Eddy Elfenbein submits: The official announcement came. Ford said that by 2012, it will cut as many as 30,000 jobs and shut down 14 plants. The plan is expected to save $6 billion a year by 2010.
The company reported earnings of eight cents a share, two cents more than last year. For the year, Ford made $1.04 a share, down from $1.73 a share in 2004. The stock is currently trading about 8% higher. The real number to watch at Ford is the pre-tax loss for North American operations. For the second quarter, Ford lost $907 million, and then another $1.2 billion in the third quarter. Today, Ford said that it only lost $143 million in the fourth quarter.
Excluding all the one-time charges, Ford made 26 cents a share for the quarter while Wall Street was expecting just a penny a share. The stock is currently trading about 8% higher. Bloomberg lays out some of the details Ford faces:
Ford had 122,877 employees in its North American auto operations at the end of 2004, including 35,000 salaried employees. Detroit-based GM, Ford's bigger U.S. rival, had 173,000 U.S. employees in North America at the end of September 2005, down from 181,000 at the end of 2004. GM had 106,000 hourly and 36,000 salaried U.S. employees at the end of September.
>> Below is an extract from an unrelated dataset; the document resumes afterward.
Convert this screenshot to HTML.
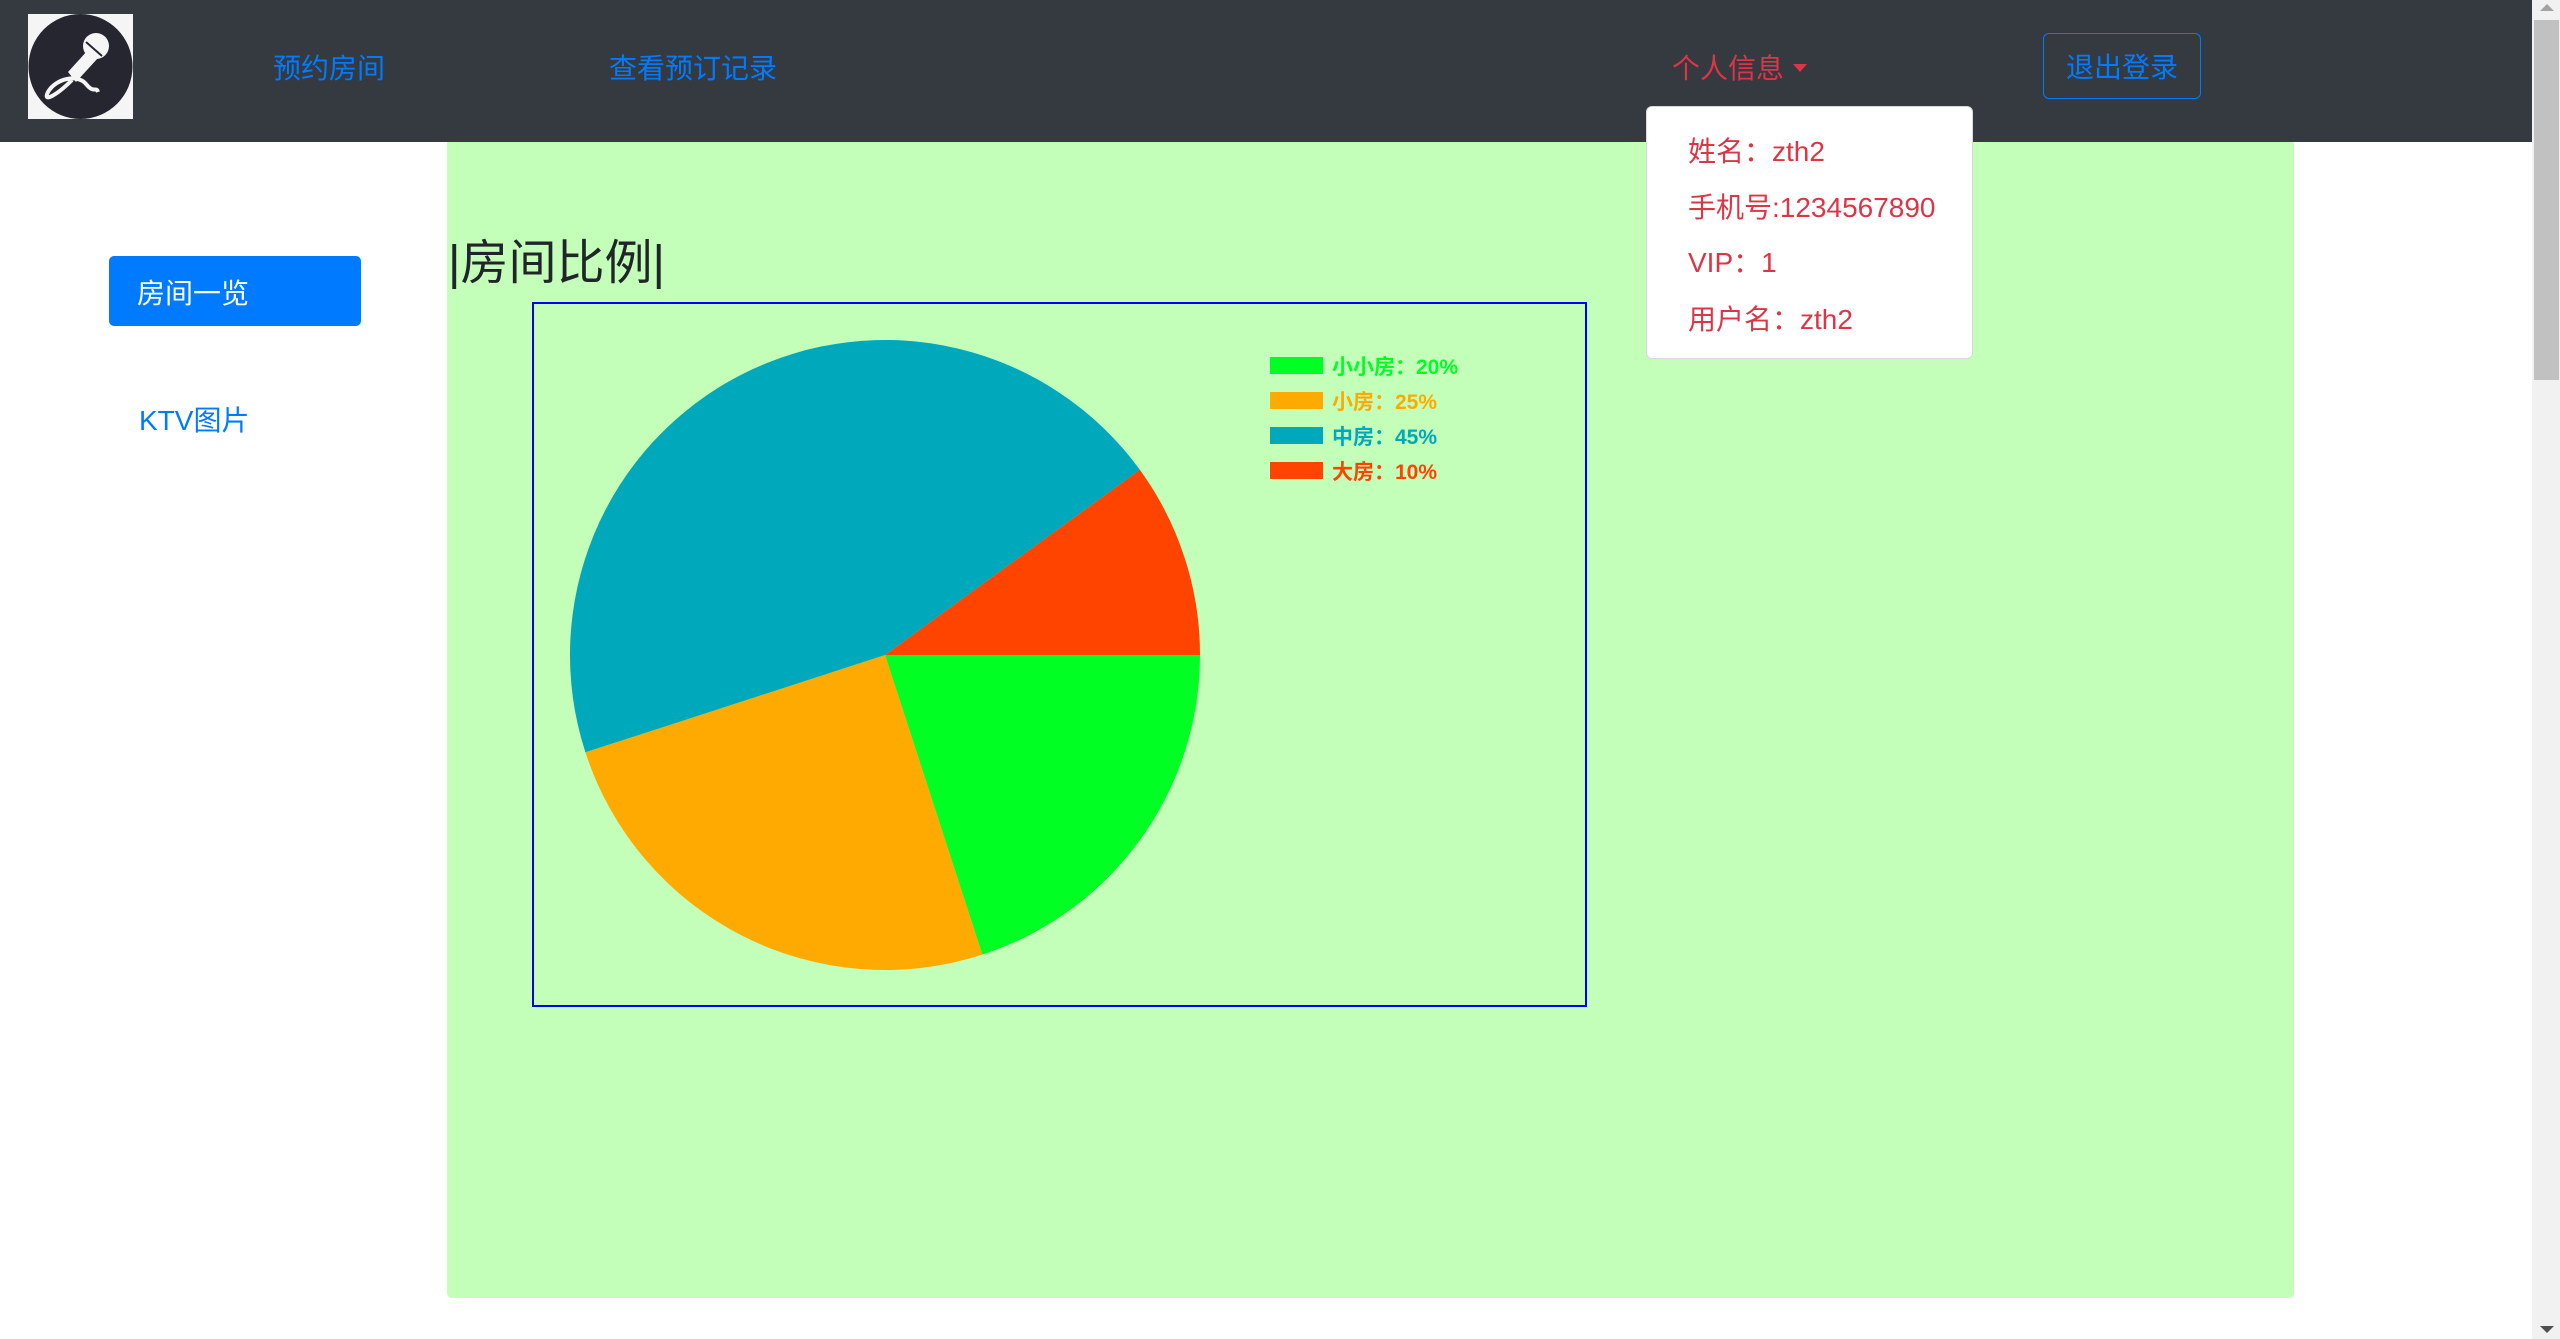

"If Toyota and Honda weren't in the market, Ford and GM would be in fine shape," said Sean Egan, managing director of Egan-Jones Ratings Co. in Haverford, Pennsylvania, said today before the restructuring announcement. "We don't see anything on the horizon that is going to substantially change the slide."
The plan is Bill Ford's second restructuring since becoming CEO in 2001. Toyota passed Ford, which sold 6.8 million cars and trucks worldwide last year, as the world's No. 2 automaker in 2003. Toyota has said it expects to report 2005 sales of 8.09 million cars and trucks. Wagoner said earlier this month GM sold 9.17 million cars and trucks worldwide last year.
Ford in 2005 had the capacity to build 4 million vehicles annually in North America at 16 assembly plants. Last year, the company sold 2.95 million of its North American-built Ford, Lincoln and Mercury models in the U.S.
Ford's U.S. sales overall fell 5 percent in 2005 compared with an industrywide gain of 0.5 percent. The company was hurt by a decline in sales of profitable sport-utility vehicles. The Explorer mid-size SUV hit a 15-year sales low in November and fell 29 percent for 2005.
The company's North American car and truck plants operated at 79 percent of capacity in 2005, according to Harbour Consulting of Troy, Michigan. That was the lowest of six automakers surveyed by the consulting company. Toyota was No. 1, with its North American plants operating at 111 percent of capacity.